> _Do this_
Print only the lines from the top of the data through the line with "import React from", both included, skipping every picture.

> _The records_
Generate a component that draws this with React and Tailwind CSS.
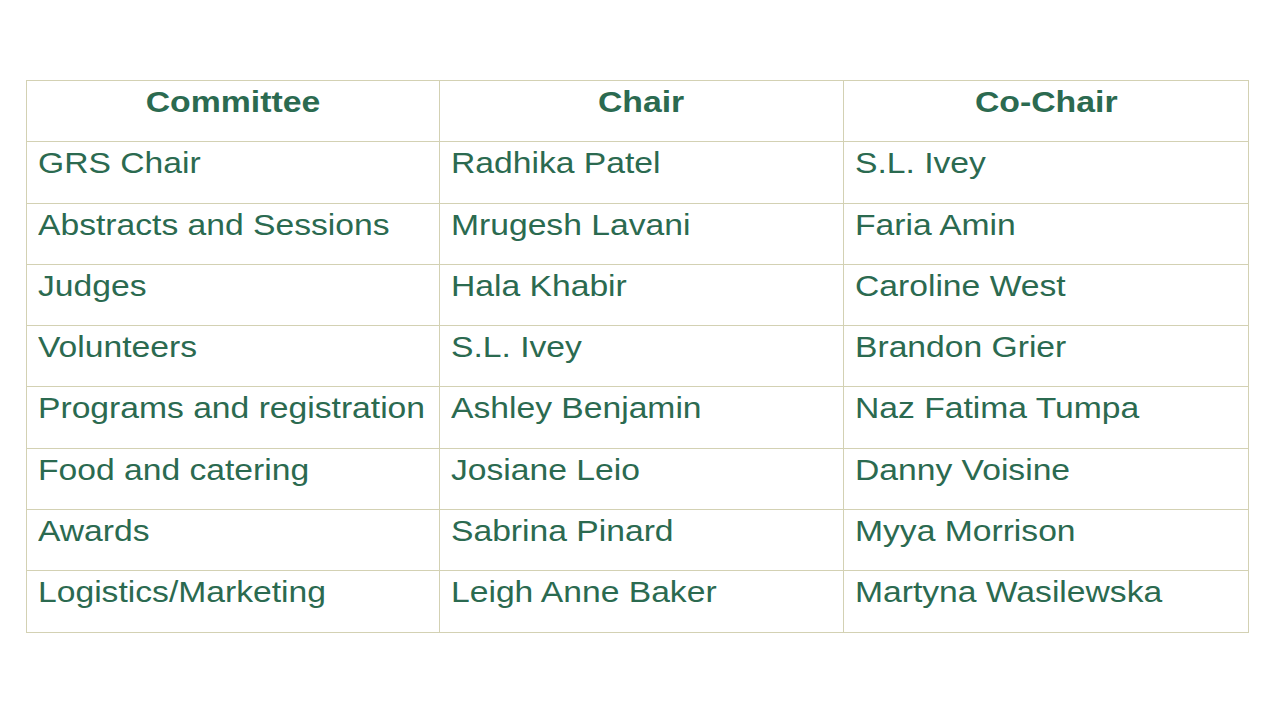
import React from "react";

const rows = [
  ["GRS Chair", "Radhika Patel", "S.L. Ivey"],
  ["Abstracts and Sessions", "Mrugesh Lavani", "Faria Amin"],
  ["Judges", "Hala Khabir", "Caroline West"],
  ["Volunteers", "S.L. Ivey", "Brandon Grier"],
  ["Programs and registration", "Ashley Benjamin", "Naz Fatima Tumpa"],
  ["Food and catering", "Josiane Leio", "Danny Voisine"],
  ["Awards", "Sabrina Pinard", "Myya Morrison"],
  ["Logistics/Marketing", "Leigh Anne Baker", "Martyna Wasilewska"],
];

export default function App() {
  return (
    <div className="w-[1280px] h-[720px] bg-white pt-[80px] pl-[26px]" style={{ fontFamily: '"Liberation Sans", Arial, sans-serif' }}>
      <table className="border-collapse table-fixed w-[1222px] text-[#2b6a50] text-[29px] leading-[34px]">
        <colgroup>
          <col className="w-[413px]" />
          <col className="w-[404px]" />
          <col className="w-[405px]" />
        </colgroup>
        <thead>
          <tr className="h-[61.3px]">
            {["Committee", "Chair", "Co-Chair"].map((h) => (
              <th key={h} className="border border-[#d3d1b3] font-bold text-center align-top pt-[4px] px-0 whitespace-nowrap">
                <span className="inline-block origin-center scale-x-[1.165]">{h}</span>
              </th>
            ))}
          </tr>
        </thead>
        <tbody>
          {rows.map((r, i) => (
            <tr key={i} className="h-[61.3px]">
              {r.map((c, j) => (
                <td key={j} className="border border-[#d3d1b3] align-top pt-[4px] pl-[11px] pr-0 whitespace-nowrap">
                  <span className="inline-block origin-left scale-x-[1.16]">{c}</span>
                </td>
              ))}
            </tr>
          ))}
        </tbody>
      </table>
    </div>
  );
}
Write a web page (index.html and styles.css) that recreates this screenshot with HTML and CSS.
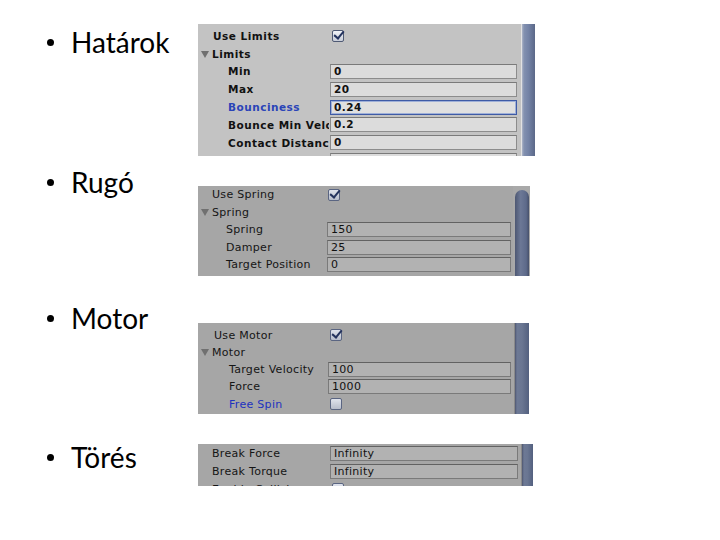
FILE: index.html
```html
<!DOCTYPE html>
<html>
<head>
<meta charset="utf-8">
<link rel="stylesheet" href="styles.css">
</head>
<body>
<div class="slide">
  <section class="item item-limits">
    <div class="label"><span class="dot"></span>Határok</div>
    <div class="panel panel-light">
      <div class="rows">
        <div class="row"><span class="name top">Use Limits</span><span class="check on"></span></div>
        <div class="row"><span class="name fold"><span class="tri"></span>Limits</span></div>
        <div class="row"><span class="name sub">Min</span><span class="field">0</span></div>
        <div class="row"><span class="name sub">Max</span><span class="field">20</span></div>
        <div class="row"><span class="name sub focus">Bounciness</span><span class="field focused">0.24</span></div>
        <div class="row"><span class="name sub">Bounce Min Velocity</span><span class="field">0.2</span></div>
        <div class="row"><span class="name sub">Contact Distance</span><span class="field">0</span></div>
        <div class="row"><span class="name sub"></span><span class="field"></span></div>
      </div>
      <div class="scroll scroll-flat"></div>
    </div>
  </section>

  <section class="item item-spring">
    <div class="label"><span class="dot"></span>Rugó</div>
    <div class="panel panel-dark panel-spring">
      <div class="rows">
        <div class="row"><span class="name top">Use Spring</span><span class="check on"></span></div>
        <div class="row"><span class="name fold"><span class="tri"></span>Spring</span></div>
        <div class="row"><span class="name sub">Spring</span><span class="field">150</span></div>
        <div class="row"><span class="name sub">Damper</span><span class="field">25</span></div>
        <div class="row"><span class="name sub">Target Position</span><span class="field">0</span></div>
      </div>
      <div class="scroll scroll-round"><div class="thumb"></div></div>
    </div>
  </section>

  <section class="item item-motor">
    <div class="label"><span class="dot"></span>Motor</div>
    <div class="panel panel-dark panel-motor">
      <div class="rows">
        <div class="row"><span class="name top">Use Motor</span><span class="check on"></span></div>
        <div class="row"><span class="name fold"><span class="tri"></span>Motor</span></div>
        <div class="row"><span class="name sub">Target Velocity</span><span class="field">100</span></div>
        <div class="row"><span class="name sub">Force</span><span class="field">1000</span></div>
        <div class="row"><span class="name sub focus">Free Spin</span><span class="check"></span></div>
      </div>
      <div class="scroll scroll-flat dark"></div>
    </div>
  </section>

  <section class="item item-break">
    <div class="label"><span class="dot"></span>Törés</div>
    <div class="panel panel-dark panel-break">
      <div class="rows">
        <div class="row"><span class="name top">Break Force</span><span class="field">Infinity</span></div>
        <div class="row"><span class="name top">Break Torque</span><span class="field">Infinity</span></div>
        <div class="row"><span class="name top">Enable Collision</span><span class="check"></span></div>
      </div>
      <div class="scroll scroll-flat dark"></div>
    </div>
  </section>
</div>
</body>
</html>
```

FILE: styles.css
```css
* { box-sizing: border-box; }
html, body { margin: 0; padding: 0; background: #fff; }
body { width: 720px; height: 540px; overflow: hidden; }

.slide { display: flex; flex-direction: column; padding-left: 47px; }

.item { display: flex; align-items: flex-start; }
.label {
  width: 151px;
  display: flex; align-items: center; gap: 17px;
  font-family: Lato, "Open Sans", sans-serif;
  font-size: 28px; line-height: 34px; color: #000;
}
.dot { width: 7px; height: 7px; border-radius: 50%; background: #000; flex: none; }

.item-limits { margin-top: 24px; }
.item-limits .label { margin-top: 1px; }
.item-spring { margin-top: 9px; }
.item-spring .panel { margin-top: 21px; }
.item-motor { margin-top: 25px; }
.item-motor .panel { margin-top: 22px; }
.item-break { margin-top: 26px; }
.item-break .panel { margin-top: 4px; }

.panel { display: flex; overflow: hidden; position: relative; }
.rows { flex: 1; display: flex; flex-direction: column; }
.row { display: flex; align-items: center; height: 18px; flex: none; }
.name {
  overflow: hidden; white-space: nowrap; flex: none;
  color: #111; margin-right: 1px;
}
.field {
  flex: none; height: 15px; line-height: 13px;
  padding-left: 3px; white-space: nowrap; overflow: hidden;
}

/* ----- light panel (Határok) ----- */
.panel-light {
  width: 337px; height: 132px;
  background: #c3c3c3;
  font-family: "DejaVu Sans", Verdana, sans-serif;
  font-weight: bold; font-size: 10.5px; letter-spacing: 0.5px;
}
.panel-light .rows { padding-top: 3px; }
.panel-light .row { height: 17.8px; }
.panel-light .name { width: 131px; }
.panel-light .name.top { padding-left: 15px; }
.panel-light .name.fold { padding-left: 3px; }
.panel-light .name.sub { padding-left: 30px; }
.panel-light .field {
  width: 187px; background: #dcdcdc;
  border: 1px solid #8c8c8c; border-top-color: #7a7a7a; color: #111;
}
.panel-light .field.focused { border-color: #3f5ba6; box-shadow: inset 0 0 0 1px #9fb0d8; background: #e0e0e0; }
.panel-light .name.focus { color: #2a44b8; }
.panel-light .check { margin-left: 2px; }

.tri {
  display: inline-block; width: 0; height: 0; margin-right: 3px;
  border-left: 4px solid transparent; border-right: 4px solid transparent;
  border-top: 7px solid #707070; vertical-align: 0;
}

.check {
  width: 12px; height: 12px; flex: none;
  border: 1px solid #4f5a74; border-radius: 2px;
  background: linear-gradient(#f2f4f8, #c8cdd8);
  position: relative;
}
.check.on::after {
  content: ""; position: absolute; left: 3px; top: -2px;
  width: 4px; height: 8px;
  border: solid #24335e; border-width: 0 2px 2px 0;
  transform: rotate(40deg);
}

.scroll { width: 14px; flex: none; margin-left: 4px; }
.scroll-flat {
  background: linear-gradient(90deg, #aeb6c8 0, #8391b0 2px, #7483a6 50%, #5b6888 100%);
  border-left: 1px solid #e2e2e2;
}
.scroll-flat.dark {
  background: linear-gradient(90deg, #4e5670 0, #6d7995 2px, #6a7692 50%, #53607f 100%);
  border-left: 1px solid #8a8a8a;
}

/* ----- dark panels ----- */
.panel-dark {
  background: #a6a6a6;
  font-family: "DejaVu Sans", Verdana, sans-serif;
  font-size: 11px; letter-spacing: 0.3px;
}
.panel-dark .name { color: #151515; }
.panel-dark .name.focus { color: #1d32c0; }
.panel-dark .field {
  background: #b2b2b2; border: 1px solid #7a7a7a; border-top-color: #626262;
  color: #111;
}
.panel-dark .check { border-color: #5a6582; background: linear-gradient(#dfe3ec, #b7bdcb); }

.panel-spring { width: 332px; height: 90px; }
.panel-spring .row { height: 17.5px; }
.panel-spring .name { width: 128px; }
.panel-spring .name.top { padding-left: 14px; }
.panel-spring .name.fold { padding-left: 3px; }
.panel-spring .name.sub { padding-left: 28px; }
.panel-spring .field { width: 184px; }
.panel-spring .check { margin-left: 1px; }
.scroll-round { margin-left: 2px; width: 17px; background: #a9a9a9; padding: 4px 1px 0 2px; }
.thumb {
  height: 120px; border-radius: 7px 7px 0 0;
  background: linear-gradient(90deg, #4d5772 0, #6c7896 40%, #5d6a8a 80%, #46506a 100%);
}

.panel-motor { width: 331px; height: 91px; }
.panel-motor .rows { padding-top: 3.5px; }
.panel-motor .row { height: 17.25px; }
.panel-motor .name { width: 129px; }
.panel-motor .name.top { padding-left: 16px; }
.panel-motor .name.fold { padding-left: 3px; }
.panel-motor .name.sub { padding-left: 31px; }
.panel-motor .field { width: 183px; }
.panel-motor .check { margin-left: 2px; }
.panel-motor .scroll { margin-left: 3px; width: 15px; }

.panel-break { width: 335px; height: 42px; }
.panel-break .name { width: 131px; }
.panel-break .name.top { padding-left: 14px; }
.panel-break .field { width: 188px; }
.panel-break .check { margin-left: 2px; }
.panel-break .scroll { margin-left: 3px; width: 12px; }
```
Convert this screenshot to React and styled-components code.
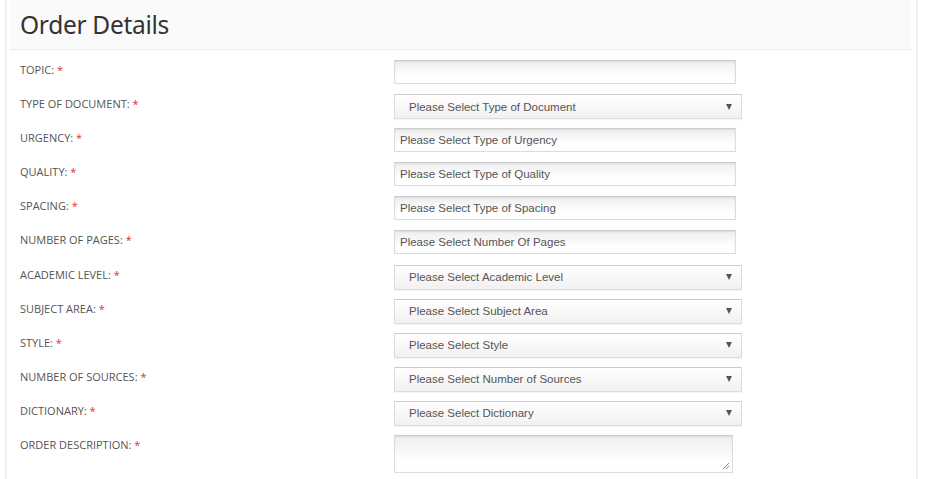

> _Solution for this problem_
Generate a component that draws this with React and Tailwind CSS.
import React from "react";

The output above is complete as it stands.